Exercise
Extract, in full, the lines below, beginning at the first and ending with the line that contains "(using tab system)</p>". Pictures do not belong in the copy.

Dataset section
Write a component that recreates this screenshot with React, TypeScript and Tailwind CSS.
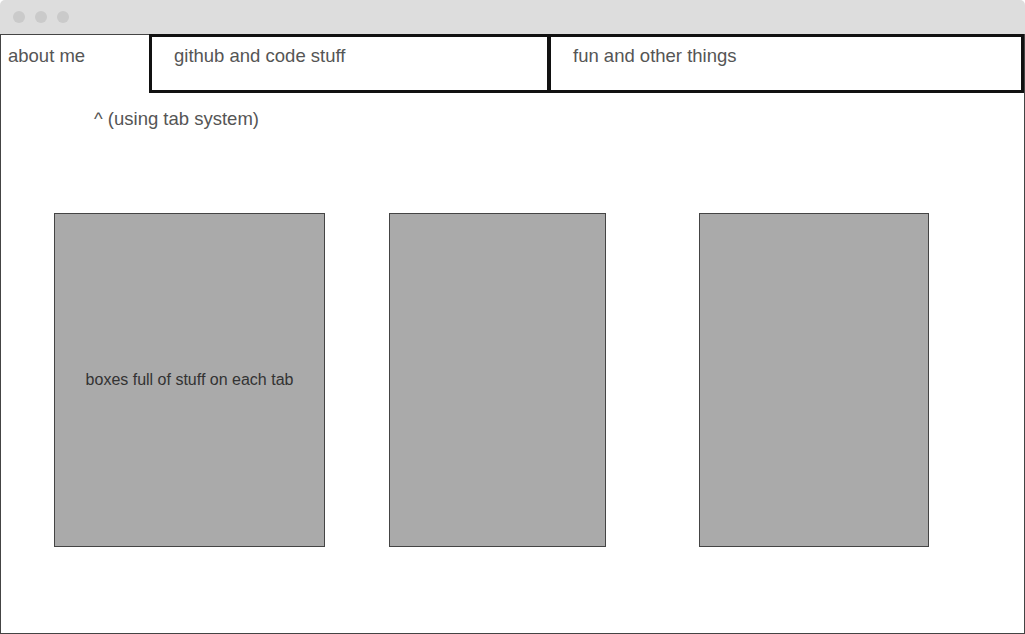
import React from "react";

const tabs = ["about me", "github and code stuff", "fun and other things"];

const App: React.FC = () => {
  return (
    <div className="w-[1025px] h-[634px] bg-white font-['Liberation_Sans',Arial,sans-serif] text-[#555555]">
      {/* title bar */}
      <div className="h-[34px] bg-[#dddddd] rounded-t-[5px] flex items-center pl-[13px] gap-[10px]">
        <span className="w-3 h-3 rounded-full bg-[#cacaca]" />
        <span className="w-3 h-3 rounded-full bg-[#cacaca]" />
        <span className="w-3 h-3 rounded-full bg-[#cacaca]" />
      </div>

      <div className="h-[600px] border-x border-b border-[#444444] flex flex-col">
        {/* tabs */}
        <div className="flex h-[59px]">
          <div className="w-[148px] border-t border-[#444444] pl-[7px] pt-[11px] text-[18.5px] leading-[20px]">
            {tabs[0]}
          </div>
          <div className="w-[402px] border-[3px] border-r-[4px] border-[#111111] pl-[22px] pt-[9px] text-[18.5px] leading-[20px]">
            {tabs[1]}
          </div>
          <div className="flex-1 border-[3px] border-l-0 border-[#111111] pl-[22px] pt-[9px] text-[18.5px] leading-[20px]">
            {tabs[2]}
          </div>
        </div>

        <p className="mt-[16px] pl-[93px] text-[18.5px] leading-[20px]">^ (using tab system)</p>

        {/* boxes */}
        <div className="flex mt-[84px] pl-[53px]">
          <div className="w-[271px] h-[334px] bg-[#aaaaaa] border border-[#444444] flex items-center justify-center text-[16px] text-[#333333]">
            boxes full of stuff on each tab
          </div>
          <div className="ml-[64px] w-[217px] h-[334px] bg-[#aaaaaa] border border-[#444444]" />
          <div className="ml-[93px] w-[230px] h-[334px] bg-[#aaaaaa] border border-[#444444]" />
        </div>
      </div>
    </div>
  );
};

export default App;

Full output
Write a component that recreates this screenshot with React, TypeScript and Tailwind CSS.
import React from "react";

const tabs = ["about me", "github and code stuff", "fun and other things"];

const App: React.FC = () => {
  return (
    <div className="w-[1025px] h-[634px] bg-white font-['Liberation_Sans',Arial,sans-serif] text-[#555555]">
      {/* title bar */}
      <div className="h-[34px] bg-[#dddddd] rounded-t-[5px] flex items-center pl-[13px] gap-[10px]">
        <span className="w-3 h-3 rounded-full bg-[#cacaca]" />
        <span className="w-3 h-3 rounded-full bg-[#cacaca]" />
        <span className="w-3 h-3 rounded-full bg-[#cacaca]" />
      </div>

      <div className="h-[600px] border-x border-b border-[#444444] flex flex-col">
        {/* tabs */}
        <div className="flex h-[59px]">
          <div className="w-[148px] border-t border-[#444444] pl-[7px] pt-[11px] text-[18.5px] leading-[20px]">
            {tabs[0]}
          </div>
          <div className="w-[402px] border-[3px] border-r-[4px] border-[#111111] pl-[22px] pt-[9px] text-[18.5px] leading-[20px]">
            {tabs[1]}
          </div>
          <div className="flex-1 border-[3px] border-l-0 border-[#111111] pl-[22px] pt-[9px] text-[18.5px] leading-[20px]">
            {tabs[2]}
          </div>
        </div>

        <p className="mt-[16px] pl-[93px] text-[18.5px] leading-[20px]">^ (using tab system)</p>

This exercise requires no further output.